Judging from the amount of posts recently, I think I'm writing this to myself. Oh well; dear diary...

In this post I'm extolling the virtues of smaller methods.

When I say small, how small do I really mean? Several times1, I've read no larger than what fits on a single screen although that's certainly debatable.
Code Complete2, the best code construction book ever, has a section titled "How Long Can a Routine Be?" It is surprisingly liberal, basically recommending smaller methods yet presenting some evidence that larger methods are not necessarily bad. It almost contradicts itself in another section, "Scope", wherein it recommends "breaking related statements into separate, smaller routines". The latter advice is given in the context of variable scope, so I suppose the lesson there is that length isn't as much a concern if there are few local variables involved. But... I don't ever recall reading anything advising larger methods. The archives of this site contain no end of examples of huge (edited) routines that caused no end of problems.

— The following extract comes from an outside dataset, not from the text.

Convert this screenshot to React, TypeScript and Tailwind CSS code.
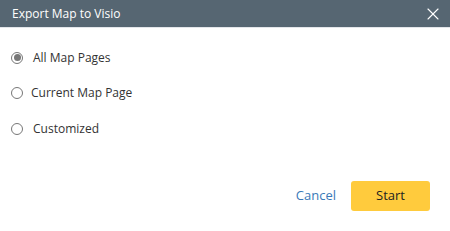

In any case, here are some pros for smaller methods:
  • Much easier during maintenance to find the area of code needing change (let's see I know I need to change something somewhere in PlayThatFunkyMusic, but it's 1000 lines long... where?). Note that you are in maintenance mode even when first developing the code.3
  • Code is so much more readable. Instead of trying to figure out if the next 10 lines are relevant to my problem, I read a MethodNameThatTellsMeWhatItDoes.
  • You end up with more efficient code since it's easier to see what you're doing. If you keep adding more and more to a method w/o breaking it out to additional methods, there's a good chance you'll do more than what's necessary. An example that surely came about in such fashion that I came across was a 600+ line method that had a nested 150 line if statement. The nested if checked the same thing as the outer if, but had an else. The compiler probably didn't give the unreachable code error because it was confused - or else I was confused. Either way it made for a very difficult debugging exercise.
  • Communication of intent. Smaller methods with descriptive names are prefferable even to comments. Intent is best communicated in structure and naming. From Martin Fowler, "A block of code with a comment that tells you what it is doing can be replaced by a method whose name is based on the comment. Even a single line is worth extracting if it needs explanation".4

And here are some cons:
  • Function call overhead. Not! Only in a case of a method/methods being called zillions of times would function call overhead (the cost of setting a spot in the register, adding to the stack, transferring execution to the new method, etc...) make a difference. Besides, we never know when the compiler inlines methods under the covers eliminating this perf cost altogether.
  • Developer has to navigate around among more methods to get to where he/she needs to be. There is some validity to this argument, but I think surely outweighed by the benefits and by the fact that there are ways (bookmarks, rapid finding [are you using GExperts?] and navigating among methods) to compensate for this.
In Extreme Programming Adventures in C#5, Ron Jeffries (basically the founder of the XP movement) advises, "The 'right' structure for a method that does more than one thing is called 'Composed Method.' Always create a method that is composed of nothing but method calls, all at the same level, rather than expanding any of the ideas out in line." His example refactors this:

public InputCommand(StringReader reader)
{
lines = new ArrayList();
String line = reader.ReadLine();
while (line != null && line != "*end")
{
lines.Add(line.TrimEnd());
line = reader.ReadLine();
}
CleanTheLines();
}

into this:

public InputCommand(StringReader reader)
{
ReadLines(reader);
CleanTheLines();
}

So each method that does multiple things makes calls to other methods. Once a method does one distinct thing, it no longer needs refinement. It's certainly my experience that such code is very easy to follow.

Oh, and remember - BDS (and Visual Studio 2005) make extracting methods pretty easy. Code on, brothers and sisters. Oh wait, I'm just writing this to myself...

Notes
1) Most recently in "Rules for Developing Safety Critical Code", IEEE Computer, June 2006; Code Complete also mentions this rule of thumb.
2) Code Complete is Avail on the Intranet even though a search for it shows no results.
3) Interview with Andy Hunt and Dave Thomas, "All Programming is Maintenance Programming".
4) Refactoring, Page 77.
5) Extreme Programming Adventures in C# is Avail on the Intranet. Reference Chapter 9 under section, "InputCommand Refactoring".